FIGS. 14 and 15 illustrate a bipolar handpiece having an insulating housing 149 with fixed inner 150 and outer 152 concentric electrodes with a spring-loaded, slidable, tubular insulator 154 surrounding the inner electrode 150, separating the two electrodes, and extending outward in front of the two electrodes. The spring is shown at 156 biasing the insulating tube into its RF-disconnected position. The RF power supplied from a cable (not shown) on the right is connected to electrical members 158 and 159. The tubular insulator 154 carries conductive spring loaded sliding connectors, one of which 160 contacts the outer electrode 152 at 162, and the other of which 164 contacts the inner electrode 150 at 166. The extending insulator 154 acts as the arm of a double pole single throw switch, which is activated when the insulator tube is depressed as the physician brings the active end of the handpiece into contact with the patient's skin, simultaneously exposing the inner electrode (FIG. 17) and connecting both electrodes to their corresponding plus and minus RF sources 158, 159. Note in FIG. 17 the carrier 160 at 168 in contact with conductive member 159. The carrier 164 makes contact at 170 to the other pole 158. This embodiment uses these small contact springs 160, 164 attached to the insulator tube 154 which slide into contact with each pole 158, 159 of the effective switch to make and break contact as needed. The pre-contact inactive state is illustrated in FIG. 15, and the post-contact active state is illustrated in FIG. 17.

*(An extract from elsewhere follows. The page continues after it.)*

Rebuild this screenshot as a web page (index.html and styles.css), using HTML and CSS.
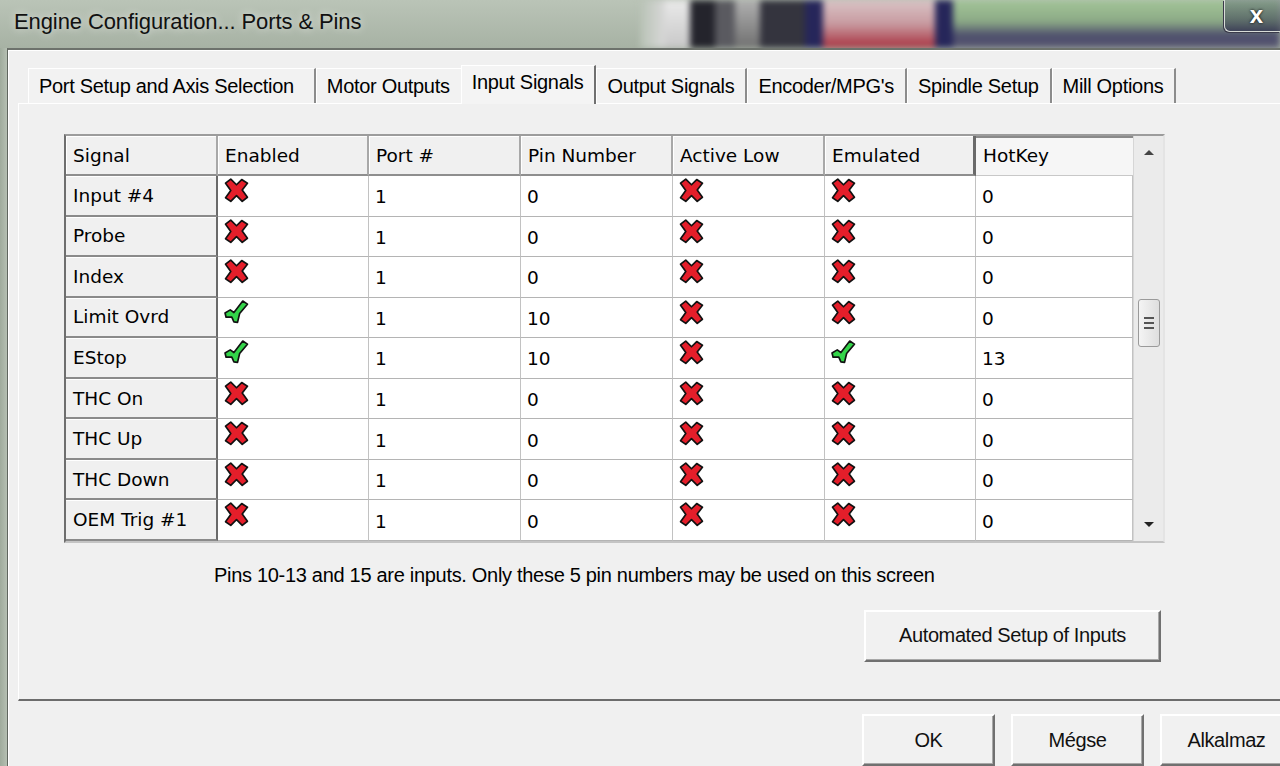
FILE: index.html
```html
<!DOCTYPE html>
<html lang="en">
<head>
    <meta charset="UTF-8">
    <title>Engine Configuration... Ports &amp; Pins</title>
    <link rel="stylesheet" href="styles.css">
</head>
<body>
    <svg class="defs" width="0" height="0">
        <symbol id="no" viewBox="0 0 24 24">
            <path d="M1.5 5 L6.5 1 L12 6.5 L17 1.5 L22.5 5 L17.5 11.5 L22.5 18.5 L17.5 22.5 L12 17 L6.5 22.5 L1.5 19 L6.5 12 Z" fill="#e41e2a" stroke="#111" stroke-width="1.6" stroke-linejoin="round"/>
        </symbol>
        <symbol id="yes" viewBox="0 0 24 24">
            <path d="M1 12.5 L6 9.5 L9.5 12 L18 1 L22.5 4 L15 13 L13 21.5 L9.5 21 L7.5 16.5 L2 16.5 Z" fill="#33d449" stroke="#111" stroke-width="1.6" stroke-linejoin="round"/>
        </symbol>
    </svg>

    <div class="titlebar">
        <div class="title">Engine Configuration... Ports &amp; Pins</div>
        <div class="backdrop">
            <div class="bd bd-fade"></div>
            <div class="bd bd-light"></div>
            <div class="bd bd-dark"></div>
            <div class="bd bd-mid"></div>
            <div class="bd bd-gray"></div>
            <div class="bd bd-dark2"></div>
            <div class="bd bd-navy"></div>
            <div class="bd bd-red"></div>
            <div class="bd bd-navy"></div>
            <div class="bd bd-green"></div>
        </div>
        <div class="close">x</div>
    </div>

    <div class="frame">
        <div class="frame-edge"></div>
        <div class="client">
            <div class="tabs">
                <div class="tab tab-first">Port Setup and Axis Selection</div>
                <div class="tab tab-before-active">Motor Outputs</div>
                <div class="tab active">Input Signals</div>
                <div class="tab">Output Signals</div>
                <div class="tab">Encoder/MPG's</div>
                <div class="tab">Spindle Setup</div>
                <div class="tab">Mill Options</div>
            </div>

            <div class="panel">
                <div class="grid-box">
                    <div class="grid">
                        <div class="head">Signal</div>
                        <div class="head">Enabled</div>
                        <div class="head">Port #</div>
                        <div class="head">Pin Number</div>
                        <div class="head">Active Low</div>
                        <div class="head raised">Emulated</div>
                        <div class="head sunken">HotKey</div>

                        <div class="rowhead">Input #4</div>
                        <div class="cell ic"><svg class="icon"><use href="#no"/></svg></div>
                        <div class="cell">1</div>
                        <div class="cell">0</div>
                        <div class="cell ic"><svg class="icon"><use href="#no"/></svg></div>
                        <div class="cell ic"><svg class="icon"><use href="#no"/></svg></div>
                        <div class="cell">0</div>

                        <div class="rowhead">Probe</div>
                        <div class="cell ic"><svg class="icon"><use href="#no"/></svg></div>
                        <div class="cell">1</div>
                        <div class="cell">0</div>
                        <div class="cell ic"><svg class="icon"><use href="#no"/></svg></div>
                        <div class="cell ic"><svg class="icon"><use href="#no"/></svg></div>
                        <div class="cell">0</div>

                        <div class="rowhead">Index</div>
                        <div class="cell ic"><svg class="icon"><use href="#no"/></svg></div>
                        <div class="cell">1</div>
                        <div class="cell">0</div>
                        <div class="cell ic"><svg class="icon"><use href="#no"/></svg></div>
                        <div class="cell ic"><svg class="icon"><use href="#no"/></svg></div>
                        <div class="cell">0</div>

                        <div class="rowhead">Limit Ovrd</div>
                        <div class="cell ic"><svg class="icon"><use href="#yes"/></svg></div>
                        <div class="cell">1</div>
                        <div class="cell">10</div>
                        <div class="cell ic"><svg class="icon"><use href="#no"/></svg></div>
                        <div class="cell ic"><svg class="icon"><use href="#no"/></svg></div>
                        <div class="cell">0</div>

                        <div class="rowhead">EStop</div>
                        <div class="cell ic"><svg class="icon"><use href="#yes"/></svg></div>
                        <div class="cell">1</div>
                        <div class="cell">10</div>
                        <div class="cell ic"><svg class="icon"><use href="#no"/></svg></div>
                        <div class="cell ic"><svg class="icon"><use href="#yes"/></svg></div>
                        <div class="cell">13</div>

                        <div class="rowhead">THC On</div>
                        <div class="cell ic"><svg class="icon"><use href="#no"/></svg></div>
                        <div class="cell">1</div>
                        <div class="cell">0</div>
                        <div class="cell ic"><svg class="icon"><use href="#no"/></svg></div>
                        <div class="cell ic"><svg class="icon"><use href="#no"/></svg></div>
                        <div class="cell">0</div>

                        <div class="rowhead">THC Up</div>
                        <div class="cell ic"><svg class="icon"><use href="#no"/></svg></div>
                        <div class="cell">1</div>
                        <div class="cell">0</div>
                        <div class="cell ic"><svg class="icon"><use href="#no"/></svg></div>
                        <div class="cell ic"><svg class="icon"><use href="#no"/></svg></div>
                        <div class="cell">0</div>

                        <div class="rowhead">THC Down</div>
                        <div class="cell ic"><svg class="icon"><use href="#no"/></svg></div>
                        <div class="cell">1</div>
                        <div class="cell">0</div>
                        <div class="cell ic"><svg class="icon"><use href="#no"/></svg></div>
                        <div class="cell ic"><svg class="icon"><use href="#no"/></svg></div>
                        <div class="cell">0</div>

                        <div class="rowhead">OEM Trig #1</div>
                        <div class="cell ic"><svg class="icon"><use href="#no"/></svg></div>
                        <div class="cell">1</div>
                        <div class="cell">0</div>
                        <div class="cell ic"><svg class="icon"><use href="#no"/></svg></div>
                        <div class="cell ic"><svg class="icon"><use href="#no"/></svg></div>
                        <div class="cell">0</div>
                    </div>

                    <div class="vscroll">
                        <div class="arrow">
                            <svg width="12" height="8" viewBox="0 0 12 8"><path d="M1 7 L6 2 L11 7 Z" fill="#444"/></svg>
                        </div>
                        <div class="track">
                            <div class="thumb">
                                <span></span><span></span><span></span>
                            </div>
                        </div>
                        <div class="arrow">
                            <svg width="12" height="8" viewBox="0 0 12 8"><path d="M1 1 L11 1 L6 6 Z" fill="#222"/></svg>
                        </div>
                    </div>
                </div>

                <div class="note">Pins 10-13 and 15 are inputs. Only these 5 pin numbers may be used on this screen</div>

                <div class="panel-actions">
                    <button class="btn btn-wide">Automated Setup of Inputs</button>
                </div>
            </div>

            <div class="dialog-actions">
                <button class="btn">OK</button>
                <button class="btn">Mégse</button>
                <button class="btn">Alkalmaz</button>
            </div>
        </div>
    </div>
</body>
</html>
```

FILE: styles.css
```css
body {
    margin: 0;
    width: 1280px;
    height: 766px;
    overflow: hidden;
    background-color: #f0f0f0;
    font-family: "Liberation Sans", Arial, sans-serif;
    color: #000;
}

.defs {
    position: absolute;
    width: 0;
    height: 0;
}

/* title bar */

.titlebar {
    position: relative;
    height: 48px;
    display: flex;
    overflow: hidden;
    background: linear-gradient(#bac4b7, #a7b2a4);
}

.title {
    padding: 9px 0 0 14px;
    font-size: 22px;
    letter-spacing: -0.1px;
    white-space: nowrap;
    color: #111;
    text-shadow: 0 0 8px rgba(255,255,255,0.7);
    z-index: 1;
}

.backdrop {
    margin-left: auto;
    width: 640px;
    flex-shrink: 0;
    display: flex;
    filter: blur(3px);
}

.bd {
    height: 100%;
}

.bd-fade { width: 25px; background: linear-gradient(to right, #b8c2b5, #d8d8d8); }
.bd-light { width: 25px; background: linear-gradient(#eaeaea, #c8c8c8); }
.bd-dark { width: 25px; background: #24242c; }
.bd-mid { width: 20px; background: #5a5a60; }
.bd-gray { width: 25px; background: linear-gradient(#b0b0b0, #707070); }
.bd-dark2 { width: 45px; background: #34343e; }
.bd-navy { width: 18px; background: #26265a; }
.bd-red { width: 112px; background: linear-gradient(#d9c4c6 0%, #c89aa0 50%, #a8303e 100%); }
.bd-green { flex: 1; background: linear-gradient(#a3c598 0%, #8caa86 45%, #4c4c6c 75%, #5a5a72 100%); }

.close {
    position: absolute;
    right: 0;
    top: 0;
    width: 56px;
    height: 32px;
    padding-left: 8px;
    border: 1px solid #d8dcd8;
    border-top: none;
    border-right: none;
    border-radius: 0 0 0 6px;
    box-shadow: -1px 1px 0 #3a3a4a;
    background: linear-gradient(rgba(80,90,110,0.35), rgba(40,40,70,0.6));
    color: #fff;
    font-size: 24px;
    font-weight: bold;
    line-height: 30px;
    text-align: center;
    text-shadow: 0 0 3px #000;
    box-sizing: border-box;
}

/* window body */

.frame {
    display: flex;
    height: 718px;
}

.frame-edge {
    width: 7px;
    flex-shrink: 0;
    background: linear-gradient(to right, #9fab9c, #b5bfb2);
}

.client {
    flex: 1;
    min-width: 0;
    overflow: hidden;
    border-left: 1px solid #5f665e;
    border-top: 2px solid #6d726c;
    box-shadow: inset 1px 1px 0 #ffffff;
    padding-left: 10px;
    display: flex;
    flex-direction: column;
}

/* tabs */

.tabs {
    display: flex;
    align-items: flex-end;
    margin-top: 14px;
    padding-left: 10px;
    height: 39px;
}

.tab {
    height: 35px;
    padding: 0 11px 0 10px;
    display: flex;
    align-items: center;
    font-size: 20px;
    letter-spacing: -0.3px;
    white-space: nowrap;
    border-top: 1px solid #ffffff;
    border-left: 1px solid #ffffff;
    border-right: 2px solid #8c8c8c;
    background-color: #f2f2f2;
    box-sizing: border-box;
}

.tab-first {
    padding-right: 20px;
}

.tab-before-active {
    border-right: none;
}

.tab.active {
    height: 39px;
    padding-bottom: 6px;
    background-color: #f4f4f4;
    border-right: 2px solid #707070;
    position: relative;
    z-index: 1;
    margin-bottom: -1px;
}

.panel {
    height: 598px;
    flex-shrink: 0;
    border-top: 1px solid #ffffff;
    border-left: 1px solid #ffffff;
    border-bottom: 2px solid #6c6c6c;
    box-sizing: border-box;
    padding: 30px 0 0 45px;
}

/* signal grid */

.grid-box {
    display: flex;
    width: 1101px;
    border-top: 2px solid #9c9c9c;
    border-left: 2px solid #6e6e6e;
    border-bottom: 2px solid #c4c4c4;
    border-right: 2px solid #e4e4e4;
    box-sizing: border-box;
}

.grid {
    display: grid;
    grid-template-columns: 152px 151px 152px 152px 152px 151px 157px;
    grid-template-rows: 40px repeat(9, 40.55px);
    font-family: "DejaVu Sans", Tahoma, sans-serif;
    font-size: 18.5px;
    background-color: #ffffff;
}

.head,
.rowhead,
.cell {
    display: flex;
    align-items: center;
    padding-left: 7px;
    box-sizing: border-box;
    white-space: nowrap;
}

.head {
    background-color: #f0f0f0;
    border-right: 2px solid #a8a8a8;
    border-bottom: 2px solid #8e8e8e;
    box-shadow: inset 1px 1px 0 #ffffff;
}

.head.raised {
    border-right: 3px solid #6a6a6a;
}

.head.sunken {
    background-color: #f6f6f6;
    border-right: none;
    border-bottom: 1px solid #c8c8c8;
    box-shadow: inset 0 2px 0 #8a8a8a;
}

.rowhead {
    background-color: #f0f0f0;
    border-right: 2px solid #6a6a6a;
    border-bottom: 2px solid #8a8a8a;
    box-shadow: inset 0 1px 0 #ffffff;
}

.cell {
    border-right: 1px solid #c2c2c2;
    border-bottom: 1px solid #b4b4b4;
    padding-left: 6px;
    padding-top: 2px;
}

.cell.ic {
    align-items: flex-start;
    padding-top: 2px;
}

.icon {
    width: 25px;
    height: 25px;
}

.vscroll {
    flex: 1;
    display: flex;
    flex-direction: column;
    background-color: #ebebeb;
    border-left: 1px solid #d6d6d6;
}

.arrow {
    height: 32px;
    display: flex;
    align-items: center;
    justify-content: center;
}

.track {
    flex: 1;
    padding: 131px 3px 0 4px;
}

.thumb {
    height: 48px;
    border: 1px solid #9a9a9a;
    border-radius: 3px;
    background: linear-gradient(to right, #f4f4f4, #dedede);
    display: flex;
    flex-direction: column;
    justify-content: center;
    align-items: center;
    gap: 3px;
    box-sizing: border-box;
}

.thumb span {
    width: 10px;
    height: 2px;
    background-color: #555;
}

.note {
    margin: 21px 0 0 150px;
    font-size: 20px;
    letter-spacing: -0.3px;
    white-space: nowrap;
}

.panel-actions {
    width: 1097px;
    display: flex;
    justify-content: flex-end;
    margin-top: 23px;
}

/* buttons */

.btn {
    height: 52px;
    width: 133px;
    flex-shrink: 0;
    padding: 0;
    font-family: "Liberation Sans", Arial, sans-serif;
    font-size: 20px;
    letter-spacing: -0.4px;
    color: #111;
    background-color: #f1f1f1;
    border-top: 2px solid #ffffff;
    border-left: 2px solid #ffffff;
    border-right: 2px solid #707070;
    border-bottom: 2px solid #707070;
    box-shadow: inset -1px -1px 0 #a8a8a8;
}

.btn-wide {
    width: 297px;
}

.dialog-actions {
    display: flex;
    gap: 16px;
    margin-top: 13px;
    padding-left: 844px;
}
```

The circuit schematic illustrating the operation is shown in simplified form in FIG. 18. Two separate normally off “momentary” switches 172, 174 make contact when the center post 154 is pushed in. FIG. 19 illustrates a modification that behaves effectively like two parallel versions of the monopolar embodiment, where the switches 176, 178 are activated by the depression of both spring-loaded bipolar electrodes 180, 182, activating a relay or relays which power the RF energy to each electrode. In this latter instance, it is preferred that the energy is supplied only when both switches 176, 178 have made contact, ensuring that both electrodes are in contact with the skin—this is readily implemented by a simple logic circuit that could be provided within the handpiece or within the switching circuitry of the energy source.
FIG. 20 shows a third bipolar embodiment, a modified version of the FIG. 18 version with a movable central post 154 for accomplishing the switching to the fixed bipolar electrodes 150,152. In this case, the central post 154 preferably switches a relay (not shown) on and off as needed to supply the RF power.
The FIG. 19 embodiment, effectively two parallel versions of the direct RF-switching monopolar embodiment working together, can also be implemented (not shown) like the FIG. 20 embodiment with the electrically “floating” electrodes 150, 152 switching directly with the RF supply rather than activating via relays.
The RF generator used preferably output RF currents in the range of about 0.2-10 MHz. Continuous wave power can be used.
While the invention has been described in connection with preferred embodiments, it will be understood that modifications thereof within the principles outlined above will be evident to those skilled in the art and thus the invention is not limited to the preferred embodiments but is intended to encompass such modifications.